> **What is expected**
Locate all lines with the word "that". Copy them.

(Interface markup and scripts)
---

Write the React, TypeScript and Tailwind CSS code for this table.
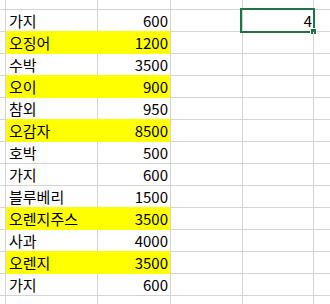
import clsx from "clsx";

type Row = { name: string; qty: number; hl?: boolean };

const rows: Row[] = [
  { name: "가지", qty: 600 },
  { name: "오징어", qty: 1200, hl: true },
  { name: "수박", qty: 3500 },
  { name: "오이", qty: 900, hl: true },
  { name: "참외", qty: 950 },
  { name: "오감자", qty: 8500, hl: true },
  { name: "호박", qty: 500 },
  { name: "가지", qty: 600 },
  { name: "블루베리", qty: 1500 },
  { name: "오렌지주스", qty: 3500, hl: true },
  { name: "사과", qty: 4000 },
  { name: "오렌지", qty: 3500, hl: true },
  { name: "가지", qty: 600 },
];

const line = "border-b border-r border-[#d4d4d4]";
const fill = "bg-[#ffff00] border-b-[#ffff00] shadow-[0_-1px_0_#ffff00]";

function EdgeRow({ h }: { h: string }) {
  return (
    <div className={clsx("flex", h)}>
      <div className={clsx("w-[6px]", line)} />
      <div className={clsx("w-[92px]", line)} />
      <div className={clsx("w-[73px]", line)} />
      <div className={clsx("w-[72px]", line)} />
      <div className={clsx("w-[71px]", line)} />
      <div className="flex-1 border-b border-[#d4d4d4]" />
    </div>
  );
}

export default function App() {
  return (
    <div
      className="w-[330px] h-[304px] overflow-hidden bg-white text-black text-[15px] leading-none"
      style={{ fontFamily: '"Noto Sans CJK KR", "Noto Sans", sans-serif' }}
    >
      <EdgeRow h="h-[10px]" />
      {rows.map((r, i) => (
        <div key={i} className="flex h-[22px]">
          <div className={clsx("w-[6px]", line)} />
          <div
            className={clsx(
              "w-[92px] flex items-center pl-[3px] whitespace-nowrap",
              line,
              r.hl && fill,
              r.hl && "border-r-[#ffff00]"
            )}
          >
            {r.name}
          </div>
          <div
            className={clsx(
              "w-[73px] flex items-center justify-end pr-[2px]",
              line,
              r.hl && fill
            )}
          >
            {r.qty}
          </div>
          <div className={clsx("w-[72px]", line)} />
          <div
            className={clsx(
              "relative w-[71px] flex items-center justify-end pr-[1px]",
              line
            )}
          >
            {i === 0 && (
              <>
                4
                <div className="absolute left-[-3px] top-[-2px] w-[75px] h-[25px] border-2 border-[#217346]" />
                <div className="absolute left-[67px] top-[18px] w-[7px] h-[7px] bg-[#217346] border border-white" />
              </>
            )}
          </div>
          <div className="flex-1 border-b border-[#d4d4d4]" />
        </div>
      ))}
      <EdgeRow h="h-[10px]" />
    </div>
  );
}
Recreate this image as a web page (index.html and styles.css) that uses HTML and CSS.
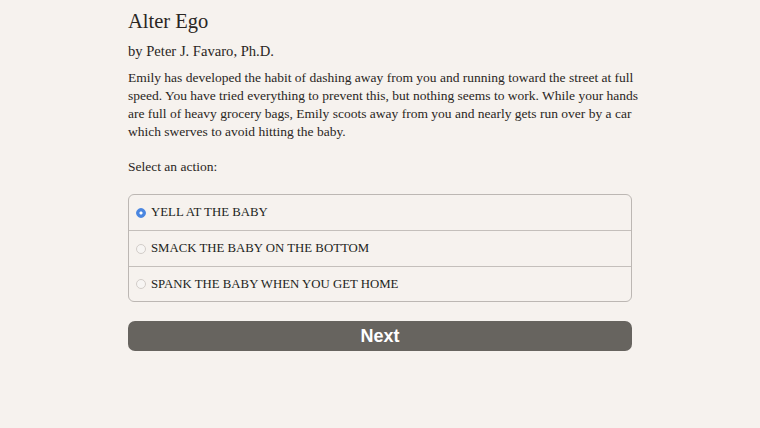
FILE: index.html
```html
<!DOCTYPE html>
<html lang="en">
<head>
<meta charset="utf-8">
<title>Alter Ego</title>
<link rel="stylesheet" href="styles.css">
</head>
<body>
<main class="page">
  <h1 class="title">Alter Ego</h1>
  <p class="byline">by Peter J. Favaro, Ph.D.</p>
  <p class="story">Emily has developed the habit of dashing away from you and running toward the street at full speed. You have tried everything to prevent this, but nothing seems to work. While your hands are full of heavy grocery bags, Emily scoots away from you and nearly gets run over by a car which swerves to avoid hitting the baby.</p>
  <p class="prompt">Select an action:</p>
  <div class="options">
    <label class="option"><span class="radio checked"></span><span class="opt-text">YELL AT THE BABY</span></label>
    <label class="option"><span class="radio"></span><span class="opt-text">SMACK THE BABY ON THE BOTTOM</span></label>
    <label class="option"><span class="radio"></span><span class="opt-text">SPANK THE BABY WHEN YOU GET HOME</span></label>
  </div>
  <button class="next">Next</button>
</main>
</body>
</html>
```
FILE: styles.css
```css
html, body {
  margin: 0;
  padding: 0;
  background: #f6f2ee;
}
body {
  font-family: "Liberation Serif", "Times New Roman", serif;
  color: #2a2623;
}
.page {
  width: 504px;
  margin: 0 0 0 128px;
  padding-top: 8px;
}
.title {
  margin: 0;
  font-weight: normal;
  font-size: 20.5px;
  line-height: 26px;
}
.byline {
  margin: 7px 0 0 0;
  font-size: 14.6px;
  line-height: 20px;
}
.story {
  margin: 8px -16px 0 0;
  font-size: 13.5px;
  line-height: 18px;
}
.prompt {
  margin: 17px 0 0 0;
  font-size: 13.5px;
  line-height: 18px;
}
.options {
  margin-top: 18px;
  border: 1px solid #bcb7b3;
  border-radius: 6px;
  display: flex;
  flex-direction: column;
}
.option {
  display: flex;
  align-items: center;
  height: 36px;
  padding: 0 0 0 7px;
  box-sizing: border-box;
  gap: 5px;
  font-size: 12.8px;
  color: #221e1b;
  border-top: 1px solid #c4bfbb;
}
.option:first-child {
  border-top: none;
  height: 35px;
}
.option:last-child {
  height: 35px;
}
.radio {
  width: 10px;
  height: 10px;
  border-radius: 50%;
  background: #f7f5f3;
  border: 1px solid #d2cdc9;
  box-sizing: border-box;
  flex: none;
}
.radio.checked {
  border: 1px solid #4f8ae2;
  background: radial-gradient(circle, #ffffff 0 1.3px, #4a86e0 1.8px);
}
.next {
  display: block;
  width: 100%;
  margin-top: 19px;
  height: 30px;
  border: none;
  border-radius: 7px;
  background: #67645f;
  color: #ffffff;
  font-family: "Liberation Sans", Arial, sans-serif;
  font-weight: bold;
  font-size: 18px;
  line-height: 31px;
  padding: 0;
}
```
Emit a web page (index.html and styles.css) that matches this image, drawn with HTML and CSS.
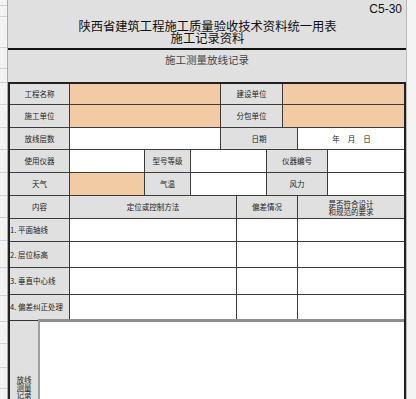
FILE: index.html
```html
<!DOCTYPE html>
<html lang="zh-CN">
<head>
<meta charset="utf-8">
<title>施工测量放线记录</title>
<link rel="stylesheet" href="styles.css">
</head>
<body>
<div class="screen">
  <div class="rowhead">
    <div class="rh h6"></div><div class="rh h11"></div><div class="rh h31"></div><div class="rh h21"></div>
    <div class="rh h14"></div><div class="rh h22"></div><div class="rh h23"></div><div class="rh h22"></div>
    <div class="rh h23"></div><div class="rh h23"></div><div class="rh h22"></div><div class="rh h23"></div>
    <div class="rh h27"></div><div class="rh h28"></div><div class="rh h26"></div><div class="rh h22"></div>
    <div class="rh h24"></div><div class="rh h21"></div>
  </div>
  <div class="main">
    <div class="head">
      <div class="code">C5-30</div>
      <div class="title">陕西省建筑工程施工质量验收技术资料统一用表<br>施工记录资料</div>
      <div class="rule"></div>
      <div class="subtitle">施工测量放线记录</div>
    </div>
    <div class="sheet">
      <div class="row cols-a rh20 first">
        <div class="cell lab">工程名称</div><div class="cell fill"></div>
        <div class="cell lab">建设单位</div><div class="cell fill"></div>
      </div>
      <div class="row cols-a rh23">
        <div class="cell lab">施工单位</div><div class="cell fill"></div>
        <div class="cell lab">分包单位</div><div class="cell fill"></div>
      </div>
      <div class="row cols-b rh22">
        <div class="cell lab">放线层数</div><div class="cell"></div>
        <div class="cell lab">日期</div><div class="cell date"><span>年</span><span>月</span><span>日</span></div>
      </div>
      <div class="row cols-c rh23">
        <div class="cell lab">使用仪器</div><div class="cell"></div>
        <div class="cell lab">型号等级</div><div class="cell"></div>
        <div class="cell lab">仪器编号</div><div class="cell"></div>
      </div>
      <div class="row cols-c rh23">
        <div class="cell lab">天气</div><div class="cell fill"></div>
        <div class="cell lab">气温</div><div class="cell"></div>
        <div class="cell lab">风力</div><div class="cell"></div>
      </div>
      <div class="row cols-d rh23">
        <div class="cell lab">内容</div><div class="cell lab">定位或控制方法</div>
        <div class="cell lab">偏差情况</div><div class="cell lab two">是否符合设计<br>和规范的要求</div>
      </div>
      <div class="row cols-d rh23">
        <div class="cell lab left">1. 平面轴线</div><div class="cell"></div><div class="cell"></div><div class="cell"></div>
      </div>
      <div class="row cols-d rh26">
        <div class="cell lab left">2. 层位标高</div><div class="cell"></div><div class="cell"></div><div class="cell"></div>
      </div>
      <div class="row cols-d rh27">
        <div class="cell lab left">3. 垂直中心线</div><div class="cell"></div><div class="cell"></div><div class="cell"></div>
      </div>
      <div class="row cols-d rh25">
        <div class="cell lab left">4. 偏差纠正处理</div><div class="cell"></div><div class="cell"></div><div class="cell"></div>
      </div>
      <div class="row notes">
        <div class="side"><span class="vtext">放线测量记录</span></div>
        <div class="box"></div>
      </div>
    </div>
  </div>
  <div class="edge"></div>
</div>
</body>
</html>
```
FILE: styles.css
```css
* { box-sizing: border-box; }
html, body { margin: 0; padding: 0; background: #ffffff; }
body {
  font-family: "Noto Sans CJK SC", "Liberation Sans", sans-serif;
  color: #1a1a1a;
}
.screen {
  display: flex;
  width: 416px;
  height: 399px;
  overflow: hidden;
}
.rowhead {
  flex: none;
  width: 8px;
  background: #f3f3f3;
  border-right: 1px solid #a9a9a9;
}
.rh { border-bottom: 1px solid #d2d2d2; }
.h6 { height: 6px; } .h11 { height: 11px; } .h14 { height: 14px; }
.h21 { height: 21px; } .h22 { height: 22px; } .h23 { height: 23px; }
.h24 { height: 24px; } .h26 { height: 26px; } .h27 { height: 27px; }
.h28 { height: 28px; } .h31 { height: 31px; }

.main {
  flex: none;
  width: 398px;
  background: #e0e0e0;
}
.edge {
  flex: 1;
  background: #f4f4f4;
  border-left: 1px solid #b9b9b9;
}

/* header */
.head {
  height: 82px;
  display: flex;
  flex-direction: column;
}
.code {
  height: 16px;
  padding: 3px 4px 0 0;
  text-align: right;
  font-family: "Liberation Sans", sans-serif;
  font-size: 12px;
  line-height: 12px;
  color: #111;
}
.title {
  margin-top: 4px;
  text-align: center;
  font-size: 12.3px;
  line-height: 12px;
  color: #111;
  padding-left: 1px;
}
.rule {
  margin-top: 4px;
  height: 2px;
  background: #111;
}
.subtitle {
  margin-top: 4px;
  text-align: center;
  font-size: 10.5px;
  line-height: 12px;
  color: #444;
}

/* table */
.sheet {
  border: 2px solid #222;
  border-bottom: none;
  height: 317px;
  display: flex;
  flex-direction: column;
}
.row {
  display: grid;
  border-top: 1px solid #3c3c3c;
}
.row.first { border-top: none; }
.cols-a { grid-template-columns: 59px 151px 62px 122px; }
.cols-b { grid-template-columns: 59px 151px 77px 107px; }
.cols-c { grid-template-columns: 59px 75px 46px 76px 61px 77px; }
.cols-d { grid-template-columns: 59px 167px 61px 107px; }
.rh20 { height: 20px; }
.rh22 { height: 22px; }
.rh23 { height: 23px; }
.rh25 { height: 25px; }
.rh26 { height: 26px; }
.rh27 { height: 27px; }

.cell {
  background: #ffffff;
  border-left: 1px solid #3c3c3c;
  display: flex;
  align-items: center;
  justify-content: center;
  font-size: 7.5px;
  line-height: 8px;
  color: #222;
  white-space: nowrap;
}
.cell:first-child { border-left: none; }
.cell.lab { background: #e0e0e0; }
.cell.fill { background: #f2cba5; }
.cell.left { justify-content: flex-start; padding-left: 0; }
.cell.two { text-align: center; line-height: 8px; padding-top: 1px; }
.cell.date { gap: 8px; padding-left: 1px; }

.notes {
  flex: 1;
  grid-template-columns: 28px 1fr;
  border-top: none;
}
.side {
  background: #e0e0e0;
  border-top: 1px solid #333;
  margin-top: 1px;
  padding-top: 55px;
  display: flex;
  justify-content: center;
  align-items: flex-start;
}
.vtext {
  display: block;
  width: 16px;
  font-size: 7.5px;
  line-height: 7.5px;
  text-align: center;
  color: #222;
}
.box {
  background: #ffffff;
  border-top: 3px solid #8f8f8f;
  border-left: 2px solid #a0a0a0;
}
```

---

> **Complete response**
Recreate this image as a web page (index.html and styles.css) that uses HTML and CSS.
Emit a web page (index.html and styles.css) that matches this image, drawn with HTML and CSS.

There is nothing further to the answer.